* Problem details
The records below are made of lines; count those holding the word "components" and give the number only.

## Begin Information shown

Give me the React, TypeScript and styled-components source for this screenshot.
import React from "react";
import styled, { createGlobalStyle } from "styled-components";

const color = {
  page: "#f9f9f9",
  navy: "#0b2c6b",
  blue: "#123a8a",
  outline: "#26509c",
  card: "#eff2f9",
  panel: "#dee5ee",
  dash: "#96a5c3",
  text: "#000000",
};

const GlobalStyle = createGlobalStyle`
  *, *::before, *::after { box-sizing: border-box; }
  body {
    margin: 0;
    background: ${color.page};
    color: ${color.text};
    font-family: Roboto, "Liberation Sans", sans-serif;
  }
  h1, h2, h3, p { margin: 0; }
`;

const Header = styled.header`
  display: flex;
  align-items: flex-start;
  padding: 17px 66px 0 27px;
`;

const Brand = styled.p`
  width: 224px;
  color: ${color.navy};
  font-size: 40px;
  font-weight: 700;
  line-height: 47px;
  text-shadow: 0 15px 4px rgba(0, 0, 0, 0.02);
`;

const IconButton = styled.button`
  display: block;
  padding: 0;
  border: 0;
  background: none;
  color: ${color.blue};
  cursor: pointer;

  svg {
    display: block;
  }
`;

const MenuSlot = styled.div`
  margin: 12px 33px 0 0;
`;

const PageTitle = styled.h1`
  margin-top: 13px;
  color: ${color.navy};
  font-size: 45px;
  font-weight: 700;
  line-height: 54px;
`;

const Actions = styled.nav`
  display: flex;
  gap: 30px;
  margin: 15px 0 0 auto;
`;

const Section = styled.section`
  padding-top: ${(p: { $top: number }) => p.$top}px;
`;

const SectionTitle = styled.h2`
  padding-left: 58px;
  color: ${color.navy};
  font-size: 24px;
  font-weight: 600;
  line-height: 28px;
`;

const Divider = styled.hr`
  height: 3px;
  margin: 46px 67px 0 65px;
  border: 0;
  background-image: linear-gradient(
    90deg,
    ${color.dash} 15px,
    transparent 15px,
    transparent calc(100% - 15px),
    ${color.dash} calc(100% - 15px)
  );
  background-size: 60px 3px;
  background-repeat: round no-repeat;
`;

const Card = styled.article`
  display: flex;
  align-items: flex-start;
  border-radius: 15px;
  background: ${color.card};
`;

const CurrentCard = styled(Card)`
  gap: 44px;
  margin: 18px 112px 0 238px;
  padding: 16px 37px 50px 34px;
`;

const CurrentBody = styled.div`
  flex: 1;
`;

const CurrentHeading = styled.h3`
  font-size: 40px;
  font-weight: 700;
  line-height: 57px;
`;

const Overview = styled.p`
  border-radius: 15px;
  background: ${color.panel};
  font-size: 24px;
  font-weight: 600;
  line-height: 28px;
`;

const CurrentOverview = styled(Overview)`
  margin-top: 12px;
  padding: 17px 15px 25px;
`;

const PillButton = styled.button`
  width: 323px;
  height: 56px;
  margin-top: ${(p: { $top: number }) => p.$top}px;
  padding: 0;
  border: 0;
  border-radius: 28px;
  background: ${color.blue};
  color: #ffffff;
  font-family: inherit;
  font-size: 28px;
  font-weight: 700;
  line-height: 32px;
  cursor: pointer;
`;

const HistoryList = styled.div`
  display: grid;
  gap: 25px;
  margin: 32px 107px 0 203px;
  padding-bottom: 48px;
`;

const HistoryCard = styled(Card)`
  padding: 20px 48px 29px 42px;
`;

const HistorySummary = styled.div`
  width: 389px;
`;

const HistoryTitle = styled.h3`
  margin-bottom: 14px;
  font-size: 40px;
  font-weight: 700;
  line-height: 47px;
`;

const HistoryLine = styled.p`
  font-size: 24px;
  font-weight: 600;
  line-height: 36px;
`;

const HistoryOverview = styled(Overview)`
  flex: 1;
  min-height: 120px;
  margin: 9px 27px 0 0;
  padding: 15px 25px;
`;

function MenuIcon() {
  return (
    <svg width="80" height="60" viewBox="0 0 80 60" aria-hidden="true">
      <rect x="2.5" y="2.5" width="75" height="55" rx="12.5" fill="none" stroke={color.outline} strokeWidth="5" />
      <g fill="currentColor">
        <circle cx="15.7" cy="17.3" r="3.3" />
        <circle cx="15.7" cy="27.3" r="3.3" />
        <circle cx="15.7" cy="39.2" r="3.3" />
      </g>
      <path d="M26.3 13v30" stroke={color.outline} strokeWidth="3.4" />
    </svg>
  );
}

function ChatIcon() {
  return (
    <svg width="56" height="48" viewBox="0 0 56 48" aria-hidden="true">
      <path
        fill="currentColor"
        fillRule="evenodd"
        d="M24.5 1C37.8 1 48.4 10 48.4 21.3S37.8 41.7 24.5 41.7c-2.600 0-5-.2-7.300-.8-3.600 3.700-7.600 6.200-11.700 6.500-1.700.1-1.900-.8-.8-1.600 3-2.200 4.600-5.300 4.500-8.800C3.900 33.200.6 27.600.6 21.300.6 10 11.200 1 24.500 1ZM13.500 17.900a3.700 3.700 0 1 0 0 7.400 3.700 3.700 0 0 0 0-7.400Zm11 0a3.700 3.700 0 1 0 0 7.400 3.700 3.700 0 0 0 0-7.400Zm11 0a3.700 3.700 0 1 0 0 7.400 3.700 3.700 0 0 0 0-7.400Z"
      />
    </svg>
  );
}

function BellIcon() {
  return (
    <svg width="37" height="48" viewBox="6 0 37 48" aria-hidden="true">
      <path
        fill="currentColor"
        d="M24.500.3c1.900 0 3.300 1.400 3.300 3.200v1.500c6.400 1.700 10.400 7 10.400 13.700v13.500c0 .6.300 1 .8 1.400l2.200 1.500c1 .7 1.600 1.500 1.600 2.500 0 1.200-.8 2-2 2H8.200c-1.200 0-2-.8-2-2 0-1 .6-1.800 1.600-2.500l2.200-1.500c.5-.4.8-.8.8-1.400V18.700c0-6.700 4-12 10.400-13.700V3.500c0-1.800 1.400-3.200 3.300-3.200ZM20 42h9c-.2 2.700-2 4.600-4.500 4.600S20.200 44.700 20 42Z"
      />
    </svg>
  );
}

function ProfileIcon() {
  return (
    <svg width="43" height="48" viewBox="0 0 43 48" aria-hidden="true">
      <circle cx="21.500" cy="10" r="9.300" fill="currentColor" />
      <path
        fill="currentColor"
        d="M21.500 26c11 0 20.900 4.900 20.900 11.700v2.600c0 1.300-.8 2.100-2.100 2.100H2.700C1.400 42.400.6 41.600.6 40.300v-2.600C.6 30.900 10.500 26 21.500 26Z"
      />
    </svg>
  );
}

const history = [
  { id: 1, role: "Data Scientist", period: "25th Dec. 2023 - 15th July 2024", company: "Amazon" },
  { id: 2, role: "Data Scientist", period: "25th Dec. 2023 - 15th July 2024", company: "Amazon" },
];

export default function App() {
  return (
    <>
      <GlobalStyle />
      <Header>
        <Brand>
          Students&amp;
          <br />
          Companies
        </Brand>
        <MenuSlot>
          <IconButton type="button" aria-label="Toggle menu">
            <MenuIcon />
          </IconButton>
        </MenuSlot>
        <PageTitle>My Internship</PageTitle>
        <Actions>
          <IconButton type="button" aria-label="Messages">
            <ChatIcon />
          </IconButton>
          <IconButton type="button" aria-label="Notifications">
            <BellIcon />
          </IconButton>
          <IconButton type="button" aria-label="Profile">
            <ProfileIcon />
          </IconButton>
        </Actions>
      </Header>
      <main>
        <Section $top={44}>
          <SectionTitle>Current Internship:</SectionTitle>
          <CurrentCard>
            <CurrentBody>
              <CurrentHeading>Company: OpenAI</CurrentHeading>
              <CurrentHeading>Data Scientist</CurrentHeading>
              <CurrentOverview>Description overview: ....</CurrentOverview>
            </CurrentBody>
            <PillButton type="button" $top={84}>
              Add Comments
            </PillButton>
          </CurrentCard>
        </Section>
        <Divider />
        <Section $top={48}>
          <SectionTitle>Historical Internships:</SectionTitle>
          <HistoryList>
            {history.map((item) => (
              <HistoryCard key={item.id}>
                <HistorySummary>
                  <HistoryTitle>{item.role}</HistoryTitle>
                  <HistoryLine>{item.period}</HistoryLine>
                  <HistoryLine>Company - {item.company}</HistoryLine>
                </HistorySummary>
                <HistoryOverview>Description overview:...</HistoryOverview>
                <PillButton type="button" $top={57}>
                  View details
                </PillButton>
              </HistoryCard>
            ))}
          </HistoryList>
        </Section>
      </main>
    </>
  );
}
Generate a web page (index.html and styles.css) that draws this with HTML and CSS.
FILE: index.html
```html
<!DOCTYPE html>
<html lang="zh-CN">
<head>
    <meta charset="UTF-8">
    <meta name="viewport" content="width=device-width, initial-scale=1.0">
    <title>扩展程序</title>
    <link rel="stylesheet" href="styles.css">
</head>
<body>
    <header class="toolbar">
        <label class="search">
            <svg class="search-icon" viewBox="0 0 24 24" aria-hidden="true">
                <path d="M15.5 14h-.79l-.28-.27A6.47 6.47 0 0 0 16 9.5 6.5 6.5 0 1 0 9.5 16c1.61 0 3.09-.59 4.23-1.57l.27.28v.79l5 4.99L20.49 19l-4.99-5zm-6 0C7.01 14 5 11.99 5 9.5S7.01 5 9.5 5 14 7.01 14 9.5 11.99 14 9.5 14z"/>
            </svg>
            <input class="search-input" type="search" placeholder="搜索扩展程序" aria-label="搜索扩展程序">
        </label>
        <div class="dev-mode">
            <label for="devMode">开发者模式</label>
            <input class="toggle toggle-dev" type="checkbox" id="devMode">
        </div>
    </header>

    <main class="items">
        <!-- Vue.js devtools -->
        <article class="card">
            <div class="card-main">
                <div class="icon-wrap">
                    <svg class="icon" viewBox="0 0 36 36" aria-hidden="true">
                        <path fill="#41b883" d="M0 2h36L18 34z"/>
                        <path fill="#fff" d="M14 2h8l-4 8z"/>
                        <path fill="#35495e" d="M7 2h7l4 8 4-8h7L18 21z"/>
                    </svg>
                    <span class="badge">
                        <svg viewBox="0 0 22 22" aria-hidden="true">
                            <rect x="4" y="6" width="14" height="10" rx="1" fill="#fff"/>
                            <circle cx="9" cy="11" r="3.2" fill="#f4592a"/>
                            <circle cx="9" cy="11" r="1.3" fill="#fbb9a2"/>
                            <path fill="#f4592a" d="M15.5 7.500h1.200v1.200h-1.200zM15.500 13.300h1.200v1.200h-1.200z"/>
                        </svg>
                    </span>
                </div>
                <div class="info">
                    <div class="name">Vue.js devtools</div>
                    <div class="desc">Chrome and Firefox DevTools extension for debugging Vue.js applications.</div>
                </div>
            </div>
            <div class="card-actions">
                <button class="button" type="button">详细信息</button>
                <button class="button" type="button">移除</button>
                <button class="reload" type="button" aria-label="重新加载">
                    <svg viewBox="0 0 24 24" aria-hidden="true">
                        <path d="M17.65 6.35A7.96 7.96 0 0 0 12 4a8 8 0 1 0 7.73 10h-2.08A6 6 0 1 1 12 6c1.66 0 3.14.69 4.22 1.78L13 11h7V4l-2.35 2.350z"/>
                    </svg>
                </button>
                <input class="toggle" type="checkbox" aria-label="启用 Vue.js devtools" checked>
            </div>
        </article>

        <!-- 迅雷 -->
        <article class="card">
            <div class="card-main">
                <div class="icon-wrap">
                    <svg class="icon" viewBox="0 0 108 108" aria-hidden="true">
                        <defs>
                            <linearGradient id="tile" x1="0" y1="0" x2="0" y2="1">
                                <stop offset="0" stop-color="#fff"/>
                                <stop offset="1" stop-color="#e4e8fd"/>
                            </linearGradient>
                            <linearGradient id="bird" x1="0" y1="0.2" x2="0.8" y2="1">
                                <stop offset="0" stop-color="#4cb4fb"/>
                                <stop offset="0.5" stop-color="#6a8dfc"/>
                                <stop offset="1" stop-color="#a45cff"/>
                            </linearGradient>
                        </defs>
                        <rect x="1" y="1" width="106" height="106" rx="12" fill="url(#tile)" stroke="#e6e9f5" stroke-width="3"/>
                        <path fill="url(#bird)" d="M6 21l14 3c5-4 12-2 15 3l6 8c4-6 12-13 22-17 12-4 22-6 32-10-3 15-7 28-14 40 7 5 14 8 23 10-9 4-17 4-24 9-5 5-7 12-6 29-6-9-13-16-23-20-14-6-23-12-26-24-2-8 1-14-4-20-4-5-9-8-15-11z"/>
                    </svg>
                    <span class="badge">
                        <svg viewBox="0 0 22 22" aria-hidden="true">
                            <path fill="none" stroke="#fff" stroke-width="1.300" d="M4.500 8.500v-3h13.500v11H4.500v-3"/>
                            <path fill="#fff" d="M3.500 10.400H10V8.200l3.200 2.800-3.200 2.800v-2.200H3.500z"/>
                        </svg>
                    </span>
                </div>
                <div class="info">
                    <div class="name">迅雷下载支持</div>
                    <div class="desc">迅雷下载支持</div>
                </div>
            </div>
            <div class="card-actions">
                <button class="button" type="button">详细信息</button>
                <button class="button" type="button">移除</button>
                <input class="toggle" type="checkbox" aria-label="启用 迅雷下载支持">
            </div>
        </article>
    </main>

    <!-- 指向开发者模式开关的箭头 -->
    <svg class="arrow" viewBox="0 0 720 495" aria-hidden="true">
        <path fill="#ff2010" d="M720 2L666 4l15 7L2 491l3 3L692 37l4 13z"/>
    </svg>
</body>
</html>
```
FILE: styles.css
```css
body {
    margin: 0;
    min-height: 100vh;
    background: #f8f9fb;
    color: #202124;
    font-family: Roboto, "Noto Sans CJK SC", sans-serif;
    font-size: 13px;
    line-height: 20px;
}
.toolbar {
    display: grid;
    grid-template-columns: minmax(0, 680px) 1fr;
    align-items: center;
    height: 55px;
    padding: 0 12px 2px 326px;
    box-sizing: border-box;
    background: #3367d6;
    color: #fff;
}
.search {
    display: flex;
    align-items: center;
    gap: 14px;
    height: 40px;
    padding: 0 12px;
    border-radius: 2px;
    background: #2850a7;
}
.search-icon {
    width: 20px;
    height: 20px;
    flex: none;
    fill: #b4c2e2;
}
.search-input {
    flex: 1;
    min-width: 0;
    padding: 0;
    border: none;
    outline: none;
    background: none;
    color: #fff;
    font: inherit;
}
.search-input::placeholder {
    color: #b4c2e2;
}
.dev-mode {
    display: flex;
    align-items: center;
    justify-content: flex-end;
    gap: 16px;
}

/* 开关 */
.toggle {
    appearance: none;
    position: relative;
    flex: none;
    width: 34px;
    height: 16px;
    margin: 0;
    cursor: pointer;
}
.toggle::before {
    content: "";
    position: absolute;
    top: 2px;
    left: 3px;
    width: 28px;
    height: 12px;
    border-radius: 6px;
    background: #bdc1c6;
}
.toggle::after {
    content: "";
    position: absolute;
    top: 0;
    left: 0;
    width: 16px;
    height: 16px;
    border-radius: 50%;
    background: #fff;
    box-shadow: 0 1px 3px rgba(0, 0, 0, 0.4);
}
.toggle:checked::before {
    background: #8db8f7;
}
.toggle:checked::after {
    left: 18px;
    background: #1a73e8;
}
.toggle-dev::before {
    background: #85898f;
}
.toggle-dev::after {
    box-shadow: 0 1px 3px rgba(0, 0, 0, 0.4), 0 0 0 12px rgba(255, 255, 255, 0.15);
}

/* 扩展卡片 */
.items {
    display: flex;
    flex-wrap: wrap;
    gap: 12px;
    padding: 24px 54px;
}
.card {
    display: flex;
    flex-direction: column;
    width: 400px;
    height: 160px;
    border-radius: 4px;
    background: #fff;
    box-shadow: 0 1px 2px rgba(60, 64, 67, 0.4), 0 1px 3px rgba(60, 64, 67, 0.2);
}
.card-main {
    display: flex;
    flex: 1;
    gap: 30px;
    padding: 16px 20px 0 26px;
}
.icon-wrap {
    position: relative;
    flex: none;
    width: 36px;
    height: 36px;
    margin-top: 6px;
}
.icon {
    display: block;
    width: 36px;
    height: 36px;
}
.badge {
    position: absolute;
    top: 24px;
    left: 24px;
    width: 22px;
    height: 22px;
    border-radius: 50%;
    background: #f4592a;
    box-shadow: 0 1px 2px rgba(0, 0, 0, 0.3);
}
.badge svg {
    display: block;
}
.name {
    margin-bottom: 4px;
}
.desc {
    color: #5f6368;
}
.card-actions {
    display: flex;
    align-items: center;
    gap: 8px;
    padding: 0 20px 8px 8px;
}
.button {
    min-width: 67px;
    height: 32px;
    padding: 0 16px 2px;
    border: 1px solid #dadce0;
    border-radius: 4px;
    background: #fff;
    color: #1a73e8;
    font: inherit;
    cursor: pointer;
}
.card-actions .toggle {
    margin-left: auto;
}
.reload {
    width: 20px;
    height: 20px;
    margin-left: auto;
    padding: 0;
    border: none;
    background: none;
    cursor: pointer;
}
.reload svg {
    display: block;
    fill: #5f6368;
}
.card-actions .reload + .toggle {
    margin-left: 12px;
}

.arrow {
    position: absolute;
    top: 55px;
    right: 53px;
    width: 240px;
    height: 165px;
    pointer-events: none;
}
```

## End Information shown

* Correct output
2